EXERCISE DIRECTIONS =>
Tally the lines of the listing that contain the word "styles", then give the total and nothing else.
_ _ _ _
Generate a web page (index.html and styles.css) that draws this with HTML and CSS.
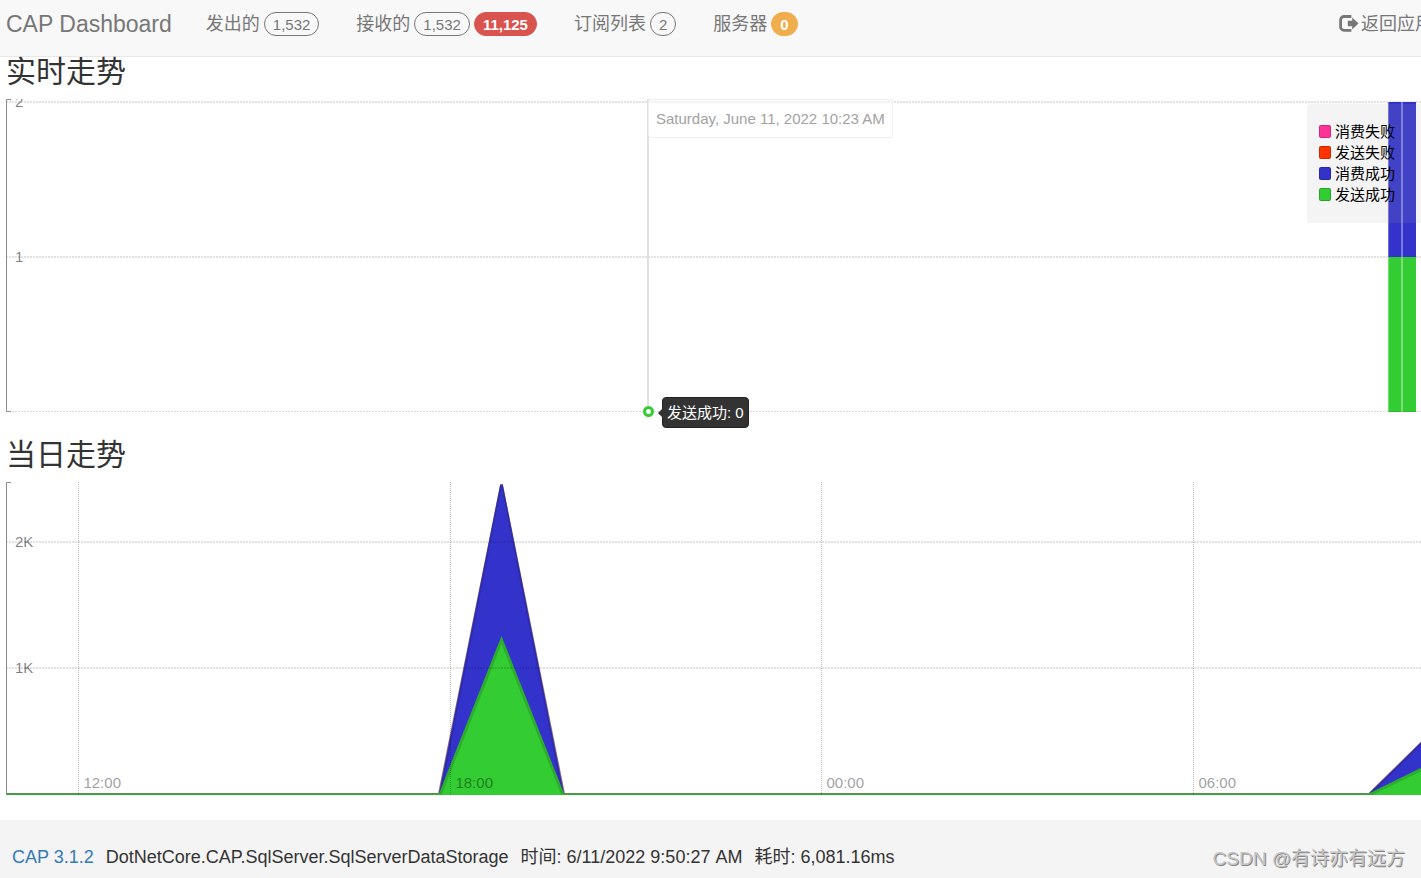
FILE: index.html
```html
<!DOCTYPE html>
<html lang="zh-CN">
<head>
<meta charset="utf-8">
<title>CAP Dashboard</title>
<link rel="stylesheet" href="styles.css">
</head>
<body>
<header class="navbar">
  <a class="brand" href="#">CAP Dashboard</a>
  <nav class="nav">
    <a class="nav-item" href="#published">发出的 <span class="badge">1,532</span></a>
    <a class="nav-item" href="#received">接收的 <span class="badge">1,532</span><span class="badge badge-danger">11,125</span></a>
    <a class="nav-item" href="#subscribers">订阅列表 <span class="badge">2</span></a>
    <a class="nav-item" href="#nodes">服务器 <span class="badge badge-warning">0</span></a>
  </nav>
  <a class="back" href="#app">
    <svg class="back-icon" width="20" height="18" viewBox="0 0 20 18" aria-hidden="true">
      <path d="M12.4 1.5H5A3.4 3.4 0 0 0 1.6 4.9v7A3.4 3.4 0 0 0 5 15.3h7.4" fill="none" stroke="currentColor" stroke-width="2.8"/>
      <path d="M8.8 5.8h4.4V2.6l6.3 5.9-6.3 5.9v-3.2H8.8z" fill="currentColor" stroke="#f8f8f8" stroke-width=".8" paint-order="stroke"/>
    </svg>返回应用</a>
</header>
<main class="page">
  <h3 class="title">实时走势</h3>
  <div class="chart">
    <svg class="plot" role="img" aria-label="实时走势">
      <g class="grid">
        <line x1="0" y1="3" x2="100%" y2="3"/>
        <line x1="0" y1="158" x2="100%" y2="158"/>
      </g>
      <svg class="anchor" x="100%">
        <rect class="fill-blue" x="-33" y="3" width="28" height="155"/>
        <rect class="fill-green" x="-33" y="158" width="28" height="155"/>
        <rect class="bar-edge" x="-33" y="3" width="1" height="310"/>
        <rect class="bar-gap" x="-20" y="3" width="2" height="310"/>
      </svg>
      <g class="grid">
        <line class="grid-base" x1="0" y1="312.5" x2="100%" y2="312.5"/>
      </g>
      <path class="axis" d="M5 .5H.5v312H5"/>
      <text class="tick tick-y" x="9" y="8">2</text>
      <text class="tick tick-y" x="9" y="163">1</text>
    </svg>
    <div class="cursor">
      <div class="cursor-date">Saturday, June 11, 2022 10:23 AM</div>
      <span class="cursor-dot"></span>
      <div class="cursor-value">发送成功: 0</div>
    </div>
    <ul class="legend">
      <li class="legend-row"><span class="swatch swatch-pink"></span>消费失败</li>
      <li class="legend-row"><span class="swatch swatch-red"></span>发送失败</li>
      <li class="legend-row"><span class="swatch swatch-blue"></span>消费成功</li>
      <li class="legend-row"><span class="swatch swatch-green"></span>发送成功</li>
    </ul>
  </div>
  <h3 class="title title-next">当日走势</h3>
  <div class="chart">
    <svg class="plot" role="img" aria-label="当日走势">
      <svg width="100%" height="313" viewBox="0 0 1415 313" preserveAspectRatio="none">
        <path class="fill-blue" d="M433 313L495 3h1L558 313ZM1363 313L1415 261V313Z"/>
        <path class="line line-pink" d="M0 312H433L495 3h1L558 312H1363L1416 260"/>
        <path class="line line-blue" d="M434 312L495 4h1L557 312M1364 312L1416 261"/>
        <path class="fill-green" d="M433 313L495.5 157 558 313ZM1363 313L1415 287V313Z"/>
        <path class="line line-green" d="M0 313H434L495.5 158 557 313H1363L1416 287"/>
      </svg>
      <g class="grid">
        <line x1="0" y1="60" x2="100%" y2="60"/>
        <line x1="0" y1="186" x2="100%" y2="186"/>
        <line class="grid-time" x1="5.12%" y1="0" x2="5.12%" y2="313"/>
        <line class="grid-time" x1="31.41%" y1="0" x2="31.41%" y2="313"/>
        <line class="grid-time" x1="57.63%" y1="0" x2="57.63%" y2="313"/>
        <line class="grid-time" x1="83.92%" y1="0" x2="83.92%" y2="313"/>
      </g>
      <path class="axis" d="M5 .5H.5V312"/>
      <text class="tick tick-y" x="9" y="65">2K</text>
      <text class="tick tick-y" x="9" y="191">1K</text>
      <text class="tick" x="5.12%" y="306" dx="5">12:00</text>
      <text class="tick" x="31.41%" y="306" dx="5">18:00</text>
      <text class="tick" x="57.63%" y="306" dx="5">00:00</text>
      <text class="tick" x="83.92%" y="306" dx="5">06:00</text>
    </svg>
  </div>
</main>
<footer class="footer">
  <a class="version" href="#cap">CAP 3.1.2</a>
  <span>DotNetCore.CAP.SqlServer.SqlServerDataStorage</span>
  <span>时间: 6/11/2022 9:50:27 AM</span>
  <span>耗时: 6,081.16ms</span>
  <span class="watermark">CSDN @有诗亦有远方</span>
</footer>
</body>
</html>
```
FILE: styles.css
```css
* {
  box-sizing: border-box;
}

body {
  margin: 0;
  min-height: 100vh;
  display: flex;
  flex-direction: column;
  overflow-x: hidden;
  background: #fff;
  color: #333;
  font-family: "Liberation Sans", "Noto Sans CJK SC", sans-serif;
  font-size: 18px;
}

a {
  text-decoration: none;
}

/* Top bar */
.navbar {
  display: flex;
  align-items: center;
  padding: 12px 0 20px 6px;
  background: #f8f8f8;
  border-bottom: 1px solid #e7e7e7;
  color: #777;
  line-height: 24px;
  white-space: nowrap;
}

.navbar a {
  color: inherit;
}

.brand {
  margin-right: 34px;
  font-size: 23px;
}

.nav {
  display: flex;
  gap: 37px;
}

.nav-item {
  display: flex;
  align-items: center;
  gap: 4px;
}

.badge {
  height: 24px;
  padding: 0 8px;
  border: 1px solid #777;
  border-radius: 12px;
  font-size: 15px;
  line-height: 23px;
}

.badge-danger,
.badge-warning {
  color: #fff;
  font-weight: bold;
}

.badge-danger {
  border-color: #d9534f;
  background: #d9534f;
}

.badge-warning {
  border-color: #f0ad4e;
  background: #f0ad4e;
}

.back {
  display: flex;
  align-items: center;
  gap: 2px;
  margin-left: auto;
  margin-right: -12px;
}

/* Charts */
.page {
  padding: 0 0 25px 6px;
}

.title {
  margin: 0 0 12px;
  font-size: 30px;
  font-weight: normal;
  line-height: 30px;
}

.title-next {
  margin-top: 28px;
}

.chart {
  position: relative;
}

.plot {
  display: block;
  width: 100%;
  height: 313px;
}

.anchor {
  overflow: visible;
}

.fill-blue {
  fill: #3333cc;
}

.fill-green {
  fill: #33cc33;
}

.bar-edge {
  fill: rgba(255, 255, 255, 0.3);
}

.bar-gap {
  fill: rgba(255, 255, 255, 0.35);
}

.line {
  fill: none;
  stroke-width: 2px;
}

.line-pink {
  stroke: #8f6a80;
}

.line-blue {
  stroke: #2c2cae;
}

.line-green {
  stroke: #2dae2d;
  stroke-width: 3px;
}

.grid line {
  stroke: rgba(0, 0, 0, 0.24);
  stroke-dasharray: 2 1;
}

.grid .grid-base {
  stroke: rgba(0, 0, 0, 0.14);
}

.grid .grid-time {
  stroke: rgba(0, 0, 0, 0.28);
  stroke-dasharray: 1 1;
}

.axis {
  fill: none;
  stroke: #8c8c8c;
}

.tick {
  fill: rgba(0, 0, 0, 0.4);
  font-size: 15px;
}

.tick-y {
  fill: rgba(0, 0, 0, 0.5);
}

.cursor {
  position: absolute;
  top: 0;
  bottom: 0;
  left: 45.3%;
  width: 2px;
  background: #e0e0e0;
}

.cursor-date {
  position: absolute;
  top: 0;
  left: 1px;
  padding: 10px 7px;
  border: 1px solid #eee;
  border-radius: 3px;
  background: rgba(255, 255, 255, 0.5);
  color: #a2a2a2;
  font-size: 15px;
  line-height: 17px;
  white-space: nowrap;
}

.cursor-dot {
  position: absolute;
  bottom: -5px;
  left: -4px;
  width: 11px;
  height: 11px;
  border: 3px solid #33cc33;
  border-radius: 50%;
  background: #fff;
}

.cursor-value {
  position: absolute;
  bottom: -16px;
  left: 15px;
  padding: 0 4px;
  border: 1px solid #222;
  border-radius: 4px;
  background: #333;
  color: #fff;
  font-size: 15px;
  line-height: 29px;
  white-space: nowrap;
}

.cursor-value::before {
  content: "";
  position: absolute;
  top: 10px;
  left: -5px;
  border: 5px solid transparent;
  border-left-width: 0;
  border-right-color: #333;
}

.legend {
  position: absolute;
  top: 5px;
  right: 0;
  margin: 0;
  padding: 17px 26px 18px 12px;
  border-radius: 3px 0 0 3px;
  background: rgba(173, 169, 169, 0.13);
  color: #000;
  font-size: 15px;
  line-height: 21px;
  list-style: none;
}

.legend-row {
  display: flex;
  align-items: center;
  gap: 4px;
}

.swatch {
  width: 12px;
  height: 13px;
  border: 1px solid rgba(0, 0, 0, 0.2);
  border-radius: 2px;
}

.swatch-pink {
  background: #ff3399;
}

.swatch-red {
  background: #ff3300;
}

.swatch-blue {
  background: #3333cc;
}

.swatch-green {
  background: #33cc33;
}

/* Footer */
.footer {
  flex: 1;
  display: flex;
  gap: 12px;
  padding: 25px 16px 9px 12px;
  background: #f4f4f4;
  line-height: 24px;
  white-space: nowrap;
}

.version {
  color: #337ab7;
}

.watermark {
  margin-left: auto;
  color: #c4c4c4;
  font-size: 19px;
  line-height: 28px;
  text-shadow: 1px 1px 0 #858585;
}
```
_ _ _ _
FULL OUTPUT =>
3